_Task to complete_
Scan the lines below for the string "React" and copy every one that has it.

[Data records]
>> Begin
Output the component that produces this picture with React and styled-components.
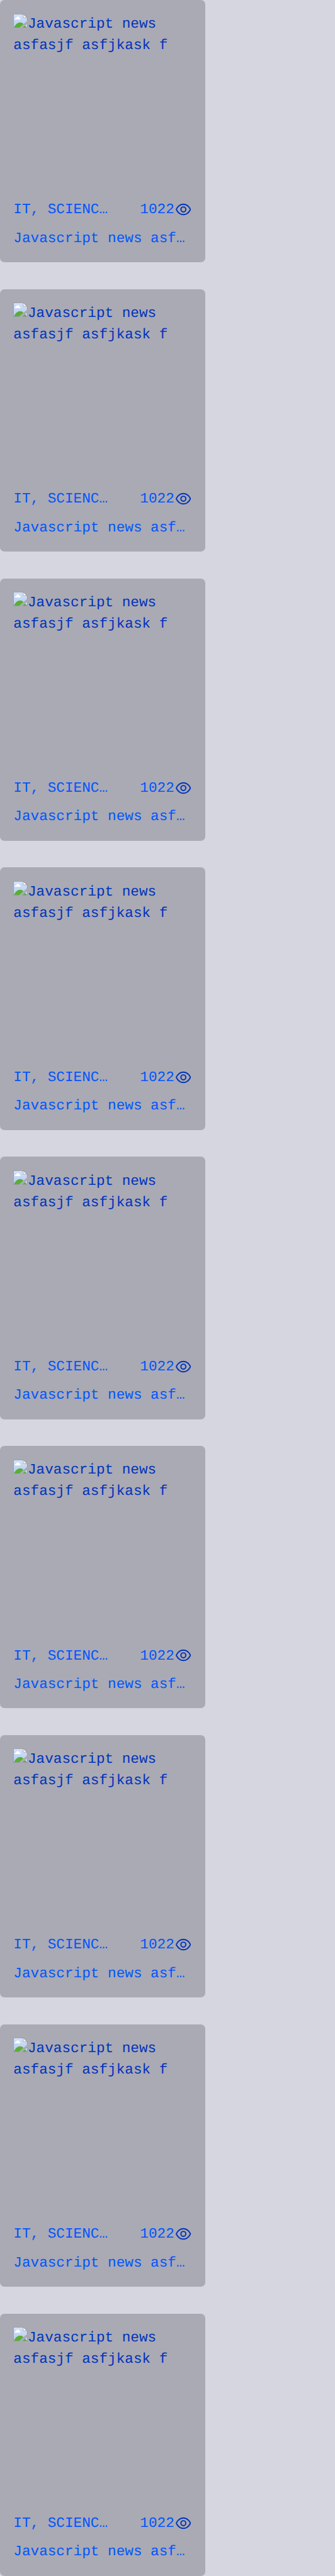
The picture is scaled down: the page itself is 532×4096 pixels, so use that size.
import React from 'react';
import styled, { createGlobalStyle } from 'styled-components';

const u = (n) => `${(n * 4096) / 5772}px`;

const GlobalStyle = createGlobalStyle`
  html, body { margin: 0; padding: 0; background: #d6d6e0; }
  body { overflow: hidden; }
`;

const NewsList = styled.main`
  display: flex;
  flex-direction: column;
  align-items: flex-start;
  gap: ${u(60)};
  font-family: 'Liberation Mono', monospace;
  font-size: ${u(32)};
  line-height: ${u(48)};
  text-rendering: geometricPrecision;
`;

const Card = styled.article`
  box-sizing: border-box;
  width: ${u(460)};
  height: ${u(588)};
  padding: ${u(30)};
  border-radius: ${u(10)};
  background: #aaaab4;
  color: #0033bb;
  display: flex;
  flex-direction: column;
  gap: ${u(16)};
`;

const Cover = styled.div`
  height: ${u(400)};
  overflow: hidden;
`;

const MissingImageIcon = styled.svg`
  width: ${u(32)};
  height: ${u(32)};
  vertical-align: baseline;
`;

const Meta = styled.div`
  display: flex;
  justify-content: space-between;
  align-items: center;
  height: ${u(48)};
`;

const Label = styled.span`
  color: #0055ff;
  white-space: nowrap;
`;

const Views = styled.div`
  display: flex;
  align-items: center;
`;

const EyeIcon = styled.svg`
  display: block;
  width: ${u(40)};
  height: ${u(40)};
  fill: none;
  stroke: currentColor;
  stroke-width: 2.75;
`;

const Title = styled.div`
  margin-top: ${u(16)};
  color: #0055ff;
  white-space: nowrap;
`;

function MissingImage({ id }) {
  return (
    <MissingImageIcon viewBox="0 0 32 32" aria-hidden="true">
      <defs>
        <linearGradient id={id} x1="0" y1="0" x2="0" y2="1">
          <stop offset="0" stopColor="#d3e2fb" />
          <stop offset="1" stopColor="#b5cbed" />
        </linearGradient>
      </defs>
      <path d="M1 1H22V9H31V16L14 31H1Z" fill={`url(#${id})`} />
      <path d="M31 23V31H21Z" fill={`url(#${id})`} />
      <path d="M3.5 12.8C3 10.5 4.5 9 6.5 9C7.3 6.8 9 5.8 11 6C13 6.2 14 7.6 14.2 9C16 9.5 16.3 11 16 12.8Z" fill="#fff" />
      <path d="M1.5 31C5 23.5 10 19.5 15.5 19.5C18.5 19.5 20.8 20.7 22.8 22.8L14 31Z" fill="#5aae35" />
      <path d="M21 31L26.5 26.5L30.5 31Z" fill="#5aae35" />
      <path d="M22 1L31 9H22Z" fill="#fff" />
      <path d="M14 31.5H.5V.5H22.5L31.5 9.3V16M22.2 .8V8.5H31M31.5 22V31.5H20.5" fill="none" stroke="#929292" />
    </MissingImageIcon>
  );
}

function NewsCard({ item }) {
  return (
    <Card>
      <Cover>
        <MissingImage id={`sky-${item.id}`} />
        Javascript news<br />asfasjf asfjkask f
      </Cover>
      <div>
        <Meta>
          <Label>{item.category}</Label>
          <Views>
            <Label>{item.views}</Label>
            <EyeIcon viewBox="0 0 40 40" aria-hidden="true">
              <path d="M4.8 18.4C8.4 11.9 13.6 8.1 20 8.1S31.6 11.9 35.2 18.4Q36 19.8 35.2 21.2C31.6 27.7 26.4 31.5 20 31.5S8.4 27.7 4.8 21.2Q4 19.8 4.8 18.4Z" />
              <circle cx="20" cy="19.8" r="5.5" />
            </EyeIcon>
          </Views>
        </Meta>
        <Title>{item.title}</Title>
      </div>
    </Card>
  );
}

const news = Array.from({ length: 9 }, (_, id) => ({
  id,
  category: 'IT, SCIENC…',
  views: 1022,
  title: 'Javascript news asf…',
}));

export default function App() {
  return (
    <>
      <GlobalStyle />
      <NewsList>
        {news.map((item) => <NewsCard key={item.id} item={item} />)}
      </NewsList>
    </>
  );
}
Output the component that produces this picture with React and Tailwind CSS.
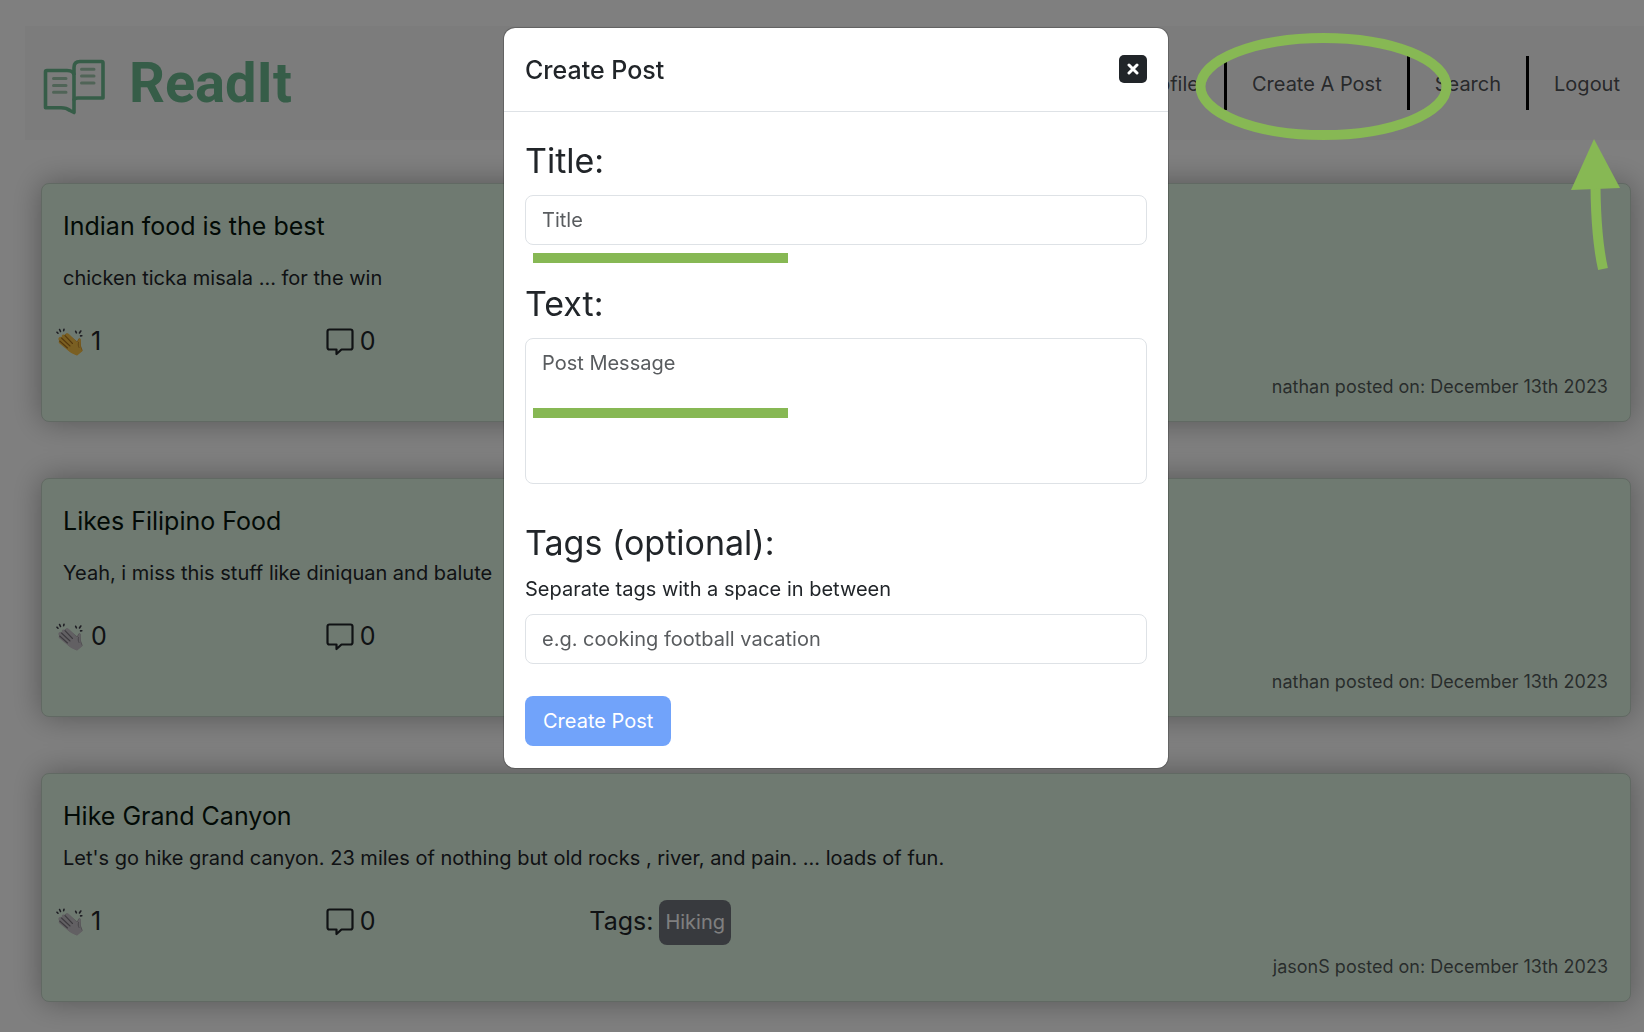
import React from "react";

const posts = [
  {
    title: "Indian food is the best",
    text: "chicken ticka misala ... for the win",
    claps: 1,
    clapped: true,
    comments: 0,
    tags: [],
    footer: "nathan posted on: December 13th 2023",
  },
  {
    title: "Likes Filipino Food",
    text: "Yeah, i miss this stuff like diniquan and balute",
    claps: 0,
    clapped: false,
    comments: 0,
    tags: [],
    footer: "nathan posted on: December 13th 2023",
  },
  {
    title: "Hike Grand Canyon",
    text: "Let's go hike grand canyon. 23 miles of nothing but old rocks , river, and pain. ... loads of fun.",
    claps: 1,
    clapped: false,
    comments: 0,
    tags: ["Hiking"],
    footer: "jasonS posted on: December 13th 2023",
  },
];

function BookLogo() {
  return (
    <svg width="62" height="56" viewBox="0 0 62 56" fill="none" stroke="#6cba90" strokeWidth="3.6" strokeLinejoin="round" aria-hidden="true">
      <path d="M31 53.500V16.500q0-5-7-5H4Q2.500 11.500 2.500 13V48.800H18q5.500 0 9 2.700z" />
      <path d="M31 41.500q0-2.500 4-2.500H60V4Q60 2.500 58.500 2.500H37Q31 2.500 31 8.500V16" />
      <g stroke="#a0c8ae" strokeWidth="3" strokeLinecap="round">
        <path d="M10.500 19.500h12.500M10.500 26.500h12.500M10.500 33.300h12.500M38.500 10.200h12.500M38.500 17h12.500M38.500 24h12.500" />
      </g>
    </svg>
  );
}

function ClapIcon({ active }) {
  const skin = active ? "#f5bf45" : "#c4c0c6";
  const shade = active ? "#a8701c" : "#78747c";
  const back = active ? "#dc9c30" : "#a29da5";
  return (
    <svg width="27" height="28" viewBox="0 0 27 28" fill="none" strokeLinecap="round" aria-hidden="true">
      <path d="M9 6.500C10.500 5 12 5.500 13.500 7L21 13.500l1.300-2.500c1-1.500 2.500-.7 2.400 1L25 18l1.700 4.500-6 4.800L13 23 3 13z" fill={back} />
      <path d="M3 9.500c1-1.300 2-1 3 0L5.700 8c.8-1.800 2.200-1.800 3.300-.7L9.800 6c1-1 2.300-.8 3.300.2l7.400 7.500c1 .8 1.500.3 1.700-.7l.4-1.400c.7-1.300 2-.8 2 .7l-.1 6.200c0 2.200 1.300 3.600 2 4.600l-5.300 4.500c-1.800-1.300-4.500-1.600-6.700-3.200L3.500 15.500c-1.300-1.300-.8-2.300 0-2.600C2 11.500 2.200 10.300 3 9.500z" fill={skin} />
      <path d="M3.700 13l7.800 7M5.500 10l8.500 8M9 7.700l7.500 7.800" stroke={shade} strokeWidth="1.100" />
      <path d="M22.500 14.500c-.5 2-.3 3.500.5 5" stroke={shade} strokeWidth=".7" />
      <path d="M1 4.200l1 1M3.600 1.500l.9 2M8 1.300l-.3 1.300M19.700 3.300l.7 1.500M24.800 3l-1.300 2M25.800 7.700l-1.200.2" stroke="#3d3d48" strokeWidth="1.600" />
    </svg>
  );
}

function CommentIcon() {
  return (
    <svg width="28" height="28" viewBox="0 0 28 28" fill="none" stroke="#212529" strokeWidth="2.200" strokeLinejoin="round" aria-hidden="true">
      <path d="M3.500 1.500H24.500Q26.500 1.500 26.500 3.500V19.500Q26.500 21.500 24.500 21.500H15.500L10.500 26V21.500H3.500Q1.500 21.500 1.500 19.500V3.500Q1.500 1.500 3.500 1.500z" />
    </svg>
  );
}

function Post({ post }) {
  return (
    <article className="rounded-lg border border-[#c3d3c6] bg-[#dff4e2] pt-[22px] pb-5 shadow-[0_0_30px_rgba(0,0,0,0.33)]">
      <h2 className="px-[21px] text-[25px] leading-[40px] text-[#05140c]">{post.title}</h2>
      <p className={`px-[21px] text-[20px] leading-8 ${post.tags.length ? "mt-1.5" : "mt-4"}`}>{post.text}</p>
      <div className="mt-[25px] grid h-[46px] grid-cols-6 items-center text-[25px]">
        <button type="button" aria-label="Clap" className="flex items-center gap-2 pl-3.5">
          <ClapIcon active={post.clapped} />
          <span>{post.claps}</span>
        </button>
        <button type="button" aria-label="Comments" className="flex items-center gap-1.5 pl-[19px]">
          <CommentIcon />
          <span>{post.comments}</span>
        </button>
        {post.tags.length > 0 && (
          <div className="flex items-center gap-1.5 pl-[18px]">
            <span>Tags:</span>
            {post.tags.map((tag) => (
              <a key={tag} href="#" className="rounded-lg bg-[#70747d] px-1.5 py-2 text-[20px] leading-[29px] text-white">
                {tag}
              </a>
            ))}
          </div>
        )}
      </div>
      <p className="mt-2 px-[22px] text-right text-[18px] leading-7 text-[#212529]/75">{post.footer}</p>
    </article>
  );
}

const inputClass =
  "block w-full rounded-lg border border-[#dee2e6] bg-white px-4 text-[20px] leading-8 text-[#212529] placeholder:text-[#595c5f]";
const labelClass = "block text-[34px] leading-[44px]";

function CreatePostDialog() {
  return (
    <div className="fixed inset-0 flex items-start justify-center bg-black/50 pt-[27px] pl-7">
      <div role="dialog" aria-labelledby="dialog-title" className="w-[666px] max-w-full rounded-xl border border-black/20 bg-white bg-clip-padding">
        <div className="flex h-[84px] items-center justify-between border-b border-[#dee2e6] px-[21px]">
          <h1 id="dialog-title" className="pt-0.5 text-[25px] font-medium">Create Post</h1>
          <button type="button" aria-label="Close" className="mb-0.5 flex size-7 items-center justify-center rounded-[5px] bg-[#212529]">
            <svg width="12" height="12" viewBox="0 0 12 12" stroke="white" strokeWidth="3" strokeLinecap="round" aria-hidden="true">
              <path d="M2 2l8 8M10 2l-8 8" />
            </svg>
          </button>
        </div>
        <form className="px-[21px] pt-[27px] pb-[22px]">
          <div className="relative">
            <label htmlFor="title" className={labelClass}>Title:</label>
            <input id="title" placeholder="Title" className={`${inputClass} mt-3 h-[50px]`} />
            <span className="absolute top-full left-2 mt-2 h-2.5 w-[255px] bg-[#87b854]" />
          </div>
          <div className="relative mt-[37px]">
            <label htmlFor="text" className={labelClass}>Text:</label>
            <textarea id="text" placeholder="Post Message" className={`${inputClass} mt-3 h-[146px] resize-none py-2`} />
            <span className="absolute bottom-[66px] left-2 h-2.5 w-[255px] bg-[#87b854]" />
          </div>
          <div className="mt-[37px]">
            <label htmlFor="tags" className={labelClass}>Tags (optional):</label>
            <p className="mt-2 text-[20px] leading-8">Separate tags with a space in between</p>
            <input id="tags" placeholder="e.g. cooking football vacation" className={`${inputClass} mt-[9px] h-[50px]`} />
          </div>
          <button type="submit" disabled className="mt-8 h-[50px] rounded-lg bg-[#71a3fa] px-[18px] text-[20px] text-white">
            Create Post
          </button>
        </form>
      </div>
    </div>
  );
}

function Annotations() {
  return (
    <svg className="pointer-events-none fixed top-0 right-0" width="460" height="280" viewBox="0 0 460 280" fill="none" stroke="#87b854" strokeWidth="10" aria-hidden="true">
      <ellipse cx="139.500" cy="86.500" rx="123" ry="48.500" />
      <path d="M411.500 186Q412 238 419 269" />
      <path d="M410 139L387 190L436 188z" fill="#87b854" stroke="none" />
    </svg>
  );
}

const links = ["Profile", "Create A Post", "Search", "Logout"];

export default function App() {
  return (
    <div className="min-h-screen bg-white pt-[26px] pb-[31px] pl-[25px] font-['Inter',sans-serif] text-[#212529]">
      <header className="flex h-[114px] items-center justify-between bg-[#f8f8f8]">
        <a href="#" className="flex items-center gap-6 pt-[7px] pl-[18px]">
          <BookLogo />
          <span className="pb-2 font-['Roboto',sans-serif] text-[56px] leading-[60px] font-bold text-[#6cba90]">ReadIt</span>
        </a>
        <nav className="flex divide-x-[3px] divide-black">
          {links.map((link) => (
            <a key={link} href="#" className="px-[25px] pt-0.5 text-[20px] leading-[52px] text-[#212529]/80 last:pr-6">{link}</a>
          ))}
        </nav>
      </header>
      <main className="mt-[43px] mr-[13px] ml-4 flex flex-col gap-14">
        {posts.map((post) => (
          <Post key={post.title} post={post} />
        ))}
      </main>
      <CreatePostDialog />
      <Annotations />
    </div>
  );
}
>> End
_Exercise result_
Output the component that produces this picture with React and styled-components.
import React from 'react';
Output the component that produces this picture with React and Tailwind CSS.
import React from "react";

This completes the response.